When analyzing hydrological and climatological timeseries/observations it is common practice to compare statistics made on normal periods. As WMO calls them "WMO Climatological Normals".

These periods consist normally of 30 years of data. If you want to compare two normal periods with each other, let's say for example the periods 1951-1980 and 1981-2010.

Now if we make averages for all the seasons in the period 1951-1980, the last month is december in this period. If we regard december, january, and february as a complete season/winter, it means we have an incomplete winter at the end of the period 1951-1980. Now taking december to represent a whole winter, would be inaccurate. The monthly variations of a climatic parameter can vary greatly, and multiplying the december values by 3 wouldn't yield a result based on actual observations. Also making december the whole winter of 1980, would underestimate the real winter average. This would in turn affect the overall 30-year mean, by lowering it and giving a wrong picture of the actual seasonal mean in that normal period.

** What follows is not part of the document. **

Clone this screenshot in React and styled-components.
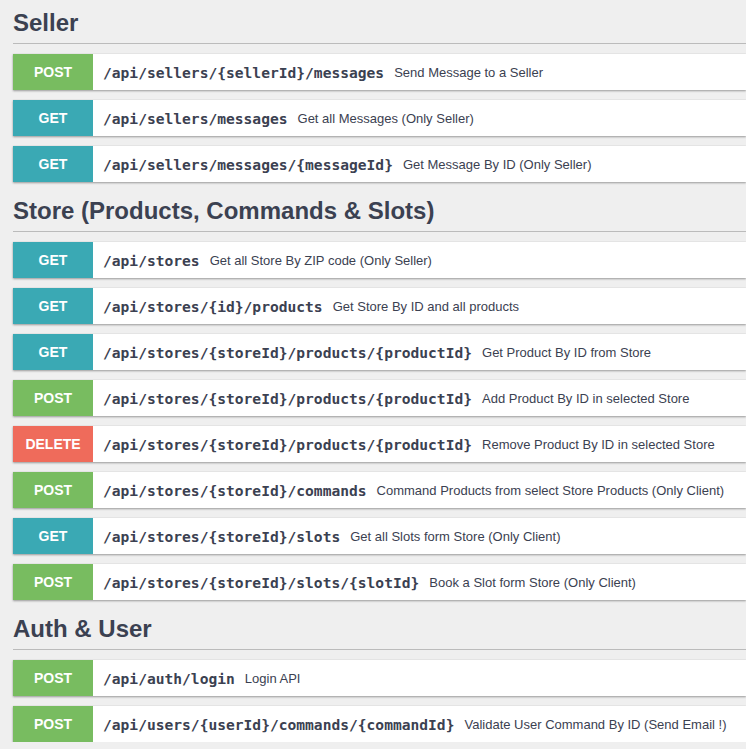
import React from 'react'
import styled, { createGlobalStyle } from 'styled-components';

const GlobalStyle = createGlobalStyle`
body {
    margin: 0;
    background: #efefef;
    font-family: "Liberation Sans", Arial, sans-serif;
    color: #3b4151;
    overflow: hidden;
}
`;

const methodColors = {
    GET: '#3aa9b4',
    POST: '#78bc60',
    DELETE: '#ef6b5b',
};

const Page = styled.div`
padding: 0 0 0 13px;
display: flex;
flex-direction: column;
`;

const Section = styled.section`
display: flex;
flex-direction: column;
gap: 10px;
& + & {
    margin-top: 6px;
}
`;

const Heading = styled.h2`
margin: 0;
padding: 8px 0 5px;
line-height: 30px;
font-size: 24px;
font-weight: bold;
color: #3b4151;
border-bottom: 1px solid #bbbbbb;
`;

const Row = styled.div`
display: flex;
align-items: center;
height: 36px;
background: white;
box-shadow: 0 1px 2px rgba(0, 0, 0, 0.35), 0 0 1px rgba(0, 0, 0, 0.12);
`;

const Method = styled.div`
width: 80px;
height: 100%;
flex-shrink: 0;
display: flex;
align-items: center;
justify-content: center;
background: ${props => methodColors[props.method]};
color: white;
font-size: 14px;
font-weight: bold;
`;

const Path = styled.span`
padding: 0 10px;
font-family: "DejaVu Sans Mono", monospace;
font-size: 14.6px;
font-weight: bold;
color: #3b4151;
white-space: nowrap;
`;

const Description = styled.span`
font-size: 13px;
color: #3b4151;
white-space: nowrap;
`;

const sections = [
    {
        title: 'Seller',
        routes: [
            ['POST', '/api/sellers/{sellerId}/messages', 'Send Message to a Seller'],
            ['GET', '/api/sellers/messages', 'Get all Messages (Only Seller)'],
            ['GET', '/api/sellers/messages/{messageId}', 'Get Message By ID (Only Seller)'],
        ],
    },
    {
        title: 'Store (Products, Commands & Slots)',
        routes: [
            ['GET', '/api/stores', 'Get all Store By ZIP code (Only Seller)'],
            ['GET', '/api/stores/{id}/products', 'Get Store By ID and all products'],
            ['GET', '/api/stores/{storeId}/products/{productId}', 'Get Product By ID from Store'],
            ['POST', '/api/stores/{storeId}/products/{productId}', 'Add Product By ID in selected Store'],
            ['DELETE', '/api/stores/{storeId}/products/{productId}', 'Remove Product By ID in selected Store'],
            ['POST', '/api/stores/{storeId}/commands', 'Command Products from select Store Products (Only Client)'],
            ['GET', '/api/stores/{storeId}/slots', 'Get all Slots form Store (Only Client)'],
            ['POST', '/api/stores/{storeId}/slots/{slotId}', 'Book a Slot form Store (Only Client)'],
        ],
    },
    {
        title: 'Auth & User',
        routes: [
            ['POST', '/api/auth/login', 'Login API'],
            ['POST', '/api/users/{userId}/commands/{commandId}', 'Validate User Command By ID (Send Email !)'],
        ],
    },
];

export default function App() {
    return (
        <Page>
            <GlobalStyle />
            {
                sections.map((section) => (
                    <Section key={section.title}>
                        <Heading>{section.title}</Heading>
                        {
                            section.routes.map(([method, path, desc], index) => (
                                <Row key={index}>
                                    <Method method={method}>{method}</Method>
                                    <Path>{path}</Path>
                                    <Description>{desc}</Description>
                                </Row>
                            ))
                        }
                    </Section>
                ))
            }
        </Page>
    )
}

Same goes for the beginning of the period 1981-2010, here we have january and february as a incomplete winter:

Now in order to get complete seasons in the intersections between the normal periods, wouldn't it be best to split the periods as follows: 1951-1980.11.30 and 1980.12.01-1990.

Also it would be best to cut out december completely at the end of the period: 1980.12.01-1990

So that i becomes: 1980.12.01-1990.11.30

The same goes for the last normal period: 1951-1980.11.30

Where we would cut out january and february of 1951 so that we get: 1951.03.01-1980.11.30

In this way we make sure we have complete seasons in both normal periods. So if we also do comparisons of monthly averages: jan-feb-mar..., we would still split up the periods in the same manner, in order to use the exact same periods for exact comparison with the seasonal averages.

However when we have split up the periods as follows: 1951.03.01-1980.11.30 and 1980.12.01-1990.11.30 Is it still normal in academic papers to say that we are comparing the normal periods 1951-1980 and 1981-2010, when there is actually a small overlap in the last?

If this is not the normal procedure, what is the way to get around this? What do researchers normally do in this case?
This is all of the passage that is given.